While now ketchup is red ostensibly from tomatoes, historically that hasn’t always been the case, walnuts and mushrooms have been popular ingredients for ketchups, but the tomato that won out. To the point that in free market loving America, only a condiment thickened by tomatoes can be legally labeled ‘ketchup’.

The story of tomato ketchup hegemony is a classic American story of economy of scale and utility. The tomato, originally shunned in colonial times, first as poisonous and then as a food that aroused passions (like it did in those hot-blooded Mediterranean types), slowly grew to become a major domestic crop in the years following the Civil War. Cheap, easy to grow, abundant and acidic – the latter a trait lent itself to preservation in the burgeoning canning industry. Tomato ketchup was the byproduct of canned tomatoes: Bits, pieces, seeds and juices being cooked down into a heavily spiced sauce, making a marketable product out of otherwise unwanted parts of the tomato.

By the turn of the 19th century, ketchup was already the most popular sauce in the country. A survey in 1915 counted over 800 different brands of tomato ketchup. Nearly 100 years later that that number has been whittled down to Heinz and maybe a dozen nationally distributed brands. While selection is down, intake is nearly universal, the condiment is found in 97% of homes, each American consuming on average about 3 bottles of tomato ketchup a year.
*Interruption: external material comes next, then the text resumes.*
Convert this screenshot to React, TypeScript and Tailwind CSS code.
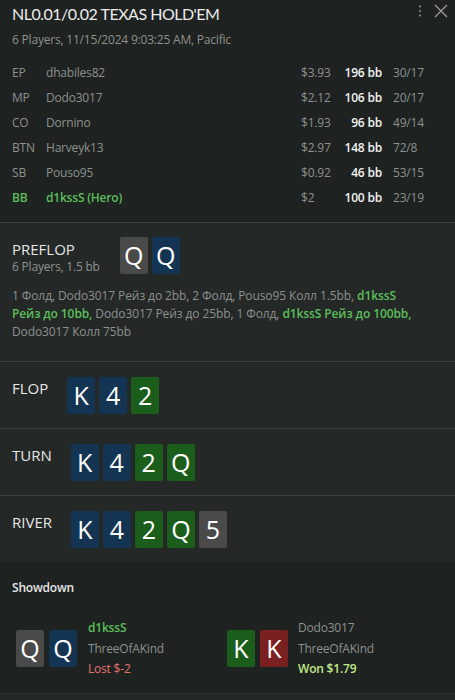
import React from "react";

type CardColor = "grey" | "blue" | "green" | "red";

const cardBg: Record<CardColor, string> = {
  grey: "bg-[#4a4a4a]",
  blue: "bg-[#143453]",
  green: "bg-[#1b5e1b]",
  red: "bg-[#7b2020]",
};

function Card({ r, c }: { r: string; c: CardColor }) {
  return (
    <div
      className={`w-[28px] h-[37px] rounded-[2px] flex items-center justify-center text-white text-[25px] leading-none ${cardBg[c]}`}
    >
      {r}
    </div>
  );
}

const players = [
  { pos: "EP", name: "dhabiles82", money: "$3.93", bb: "196 bb", st: "30/17" },
  { pos: "MP", name: "Dodo3017", money: "$2.12", bb: "106 bb", st: "20/17" },
  { pos: "CO", name: "Dornino", money: "$1.93", bb: "96 bb", st: "49/14" },
  { pos: "BTN", name: "Harveyk13", money: "$2.97", bb: "148 bb", st: "72/8" },
  { pos: "SB", name: "Pouso95", money: "$0.92", bb: "46 bb", st: "53/15" },
  { pos: "BB", name: "d1kssS (Hero)", money: "$2", bb: "100 bb", st: "23/19", hero: true },
];

function Street({ label, cards }: { label: string; cards: [string, CardColor][] }) {
  return (
    <div className="border-t border-[#3a3e3c] bg-[#242827] px-3 pt-[15px] pb-[14px] flex items-start gap-[19px]">
      <div className="text-[15px] leading-[20px] text-[#e6e6e6] mt-[1px]">{label}</div>
      <div className="flex gap-[4px]">
        {cards.map(([r, c], i) => (
          <Card key={i} r={r} c={c} />
        ))}
      </div>
    </div>
  );
}

export default function App() {
  return (
    <div
      className="w-[455px] h-[700px] overflow-hidden bg-[#1e2220] flex flex-col"
      style={{ fontFamily: '"Open Sans", "Noto Sans", sans-serif' }}
    >
      {/* Header */}
      <div className="relative px-3 pt-[3px] pb-[12px]">
        <div
          className="text-[16px] leading-[22px] text-[#ececec] tracking-[-0.5px]"
          style={{ fontFamily: 'Lato, "Open Sans", sans-serif' }}
        >
          NL0.01/0.02 TEXAS HOLD'EM
        </div>
        <div className="mt-[7px] text-[12px] leading-[16px] text-[#8d918f] tracking-[-0.2px]">
          6 Players, 11/15/2024 9:03:25 AM, Pacific
        </div>
        <div className="absolute right-[7px] top-[4px] flex items-center gap-[12px]">
          <svg width="4" height="14" viewBox="0 0 4 14">
            <circle cx="2" cy="2.5" r="1.1" fill="#8a8d8c" />
            <circle cx="2" cy="7" r="1.1" fill="#8a8d8c" />
            <circle cx="2" cy="11.5" r="1.1" fill="#8a8d8c" />
          </svg>
          <svg width="14" height="14" viewBox="0 0 14 14">
            <path d="M1 1 L13 13 M13 1 L1 13" stroke="#9a9d9c" strokeWidth="1.3" />
          </svg>
        </div>
        <div className="mt-[12px] flex flex-col text-[12px] tracking-[-0.2px]">
          {players.map((p) => (
            <div key={p.pos} className="h-[25px] flex items-center">
              <div
                className={`w-[34px] ${p.hero ? "text-[#5cbf5c] font-semibold" : "text-[#8d918f]"}`}
              >
                {p.pos}
              </div>
              <div className={`flex-1 ${p.hero ? "text-[#5cbf5c] font-semibold" : "text-[#8d918f]"}`}>
                {p.name}
              </div>
              <div className="w-[41px] text-[#8d918f]">{p.money}</div>
              <div className="w-[40px] text-right text-[#f2f2f2] font-semibold">{p.bb}</div>
              <div className="w-[50px] ml-[11px] text-[#8d918f]">{p.st}</div>
            </div>
          ))}
        </div>
      </div>

      {/* Preflop */}
      <div className="border-t border-[#3a3e3c] bg-[#242827] px-3 pt-[14px] pb-[20px]">
        <div className="flex items-start gap-[20px]">
          <div className="mt-[2px]">
            <div className="text-[15px] leading-[20px] text-[#e6e6e6]">PREFLOP</div>
            <div className="text-[12px] leading-[16px] text-[#8d918f] tracking-[-0.2px]">6 Players, 1.5 bb</div>
          </div>
          <div className="flex gap-[4px]">
            <Card r="Q" c="grey" />
            <Card r="Q" c="blue" />
          </div>
        </div>
        <div className="mt-[12px] pr-[30px] text-[12px] leading-[18px] text-[#8d918f] tracking-[-0.1px]">
          1 Фолд, Dodo3017 Рейз до 2bb, 2 Фолд, Pouso95 Колл 1.5bb,{" "}
          <span className="text-[#5cbf5c] font-semibold">d1kssS Рейз до 10bb,</span> Dodo3017 Рейз до 25bb, 1
          Фолд, <span className="text-[#5cbf5c] font-semibold">d1kssS Рейз до 100bb,</span> Dodo3017 Колл 75bb
        </div>
      </div>

      <Street
        label="FLOP"
        cards={[
          ["K", "blue"],
          ["4", "blue"],
          ["2", "green"],
        ]}
      />
      <Street
        label="TURN"
        cards={[
          ["K", "blue"],
          ["4", "blue"],
          ["2", "green"],
          ["Q", "green"],
        ]}
      />
      <Street
        label="RIVER"
        cards={[
          ["K", "blue"],
          ["4", "blue"],
          ["2", "green"],
          ["Q", "green"],
          ["5", "grey"],
        ]}
      />

      {/* Showdown */}
      <div className="bg-[#1e2220] px-3 pt-[18px] pb-[13px]">
        <div className="text-[12px] leading-[16px] text-[#e6e6e6] font-semibold tracking-[-0.2px]">Showdown</div>
        <div className="mt-[22px] flex">
          <div className="w-[215px] pl-[4px] flex items-center gap-[11px]">
            <div className="flex gap-[5px]">
              <Card r="Q" c="grey" />
              <Card r="Q" c="blue" />
            </div>
            <div className="flex flex-col text-[12px] leading-[20.5px] tracking-[-0.2px]">
              <div className="text-[#5cbf5c] font-semibold">d1kssS</div>
              <div className="text-[#8d918f]">ThreeOfAKind</div>
              <div className="text-[#e5736e]">Lost $-2</div>
            </div>
          </div>
          <div className="flex items-center gap-[10px]">
            <div className="flex gap-[5px]">
              <Card r="K" c="green" />
              <Card r="K" c="red" />
            </div>
            <div className="flex flex-col text-[12px] leading-[20.5px] tracking-[-0.2px]">
              <div className="text-[#8d918f]">Dodo3017</div>
              <div className="text-[#8d918f]">ThreeOfAKind</div>
              <div className="text-[#c2e98a] font-semibold">Won $1.79</div>
            </div>
          </div>
        </div>
      </div>

      {/* Bottom strip */}
      <div className="flex-1 border-t border-[#2a302d] bg-[#222927] flex gap-[10px] pl-[200px] pt-[7px]">
        <div className="w-[125px] h-[10px] rounded-t-[3px] bg-[#3a3f3d]" />
        <div className="w-[96px] h-[10px] rounded-t-[3px] bg-[#3a3f3d]" />
      </div>
    </div>
  );
}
But not in the Saucykitchen, here it is thought of derisively as red corn syrup, a cloying sweet flavor that is excluded from the pantry because it overwhelms all food rather than helps build flavor. But that is just me, people who take food seriously aren’t exclusively anti-ketchup, Professor Dale Huffman points out ketchup, “is tart and slightly acidic, so it counteracts the fatty buildup…from meat and fried potatoes”. If that commentary is too practical, especially coming from an elitist academic, researcher Ernest Dichter deconstructs for us; theorizing ketchup satisfies our hunter instincts by claiming, “Pouring ketchup on cooked meat makes it look raw.”

As for President Obama, I respect your decision to taste the flavor of the burger rather than drown it in ketchup and acknowledge if it wouldn’t have been ketchup it would have been something else – Although, I am curious how ordering a big bowl of Pho would have been commented on, to see what parallels the chattering classes could have drawn between tripe, purple basil, noodles, chopsticks and democracy.

While its funny to listen to the talk radio types and the cable news people, a group of elite earners (who most likely aren’t spending their paychecks on drive-thru food and iceberg lettuce); people who simultaneously espouse the greatness of the market for its ability to offer a myriad of choices and actually worry (or just constantly talk) about Obama style socialism - these people are surprisingly very Maoist about the proper way to order a burger. Here there is no room for individualism, only burgers with ketchup or renounce your citizenship.

1 comments:

Anonymous said...

Mustarded. very good. I'm co-opting that one into the family lexicon.

But why the condiment PTSD? first mayo, now catsup. It's not simply that you don't like them, it's the degree of aversion that is troubling.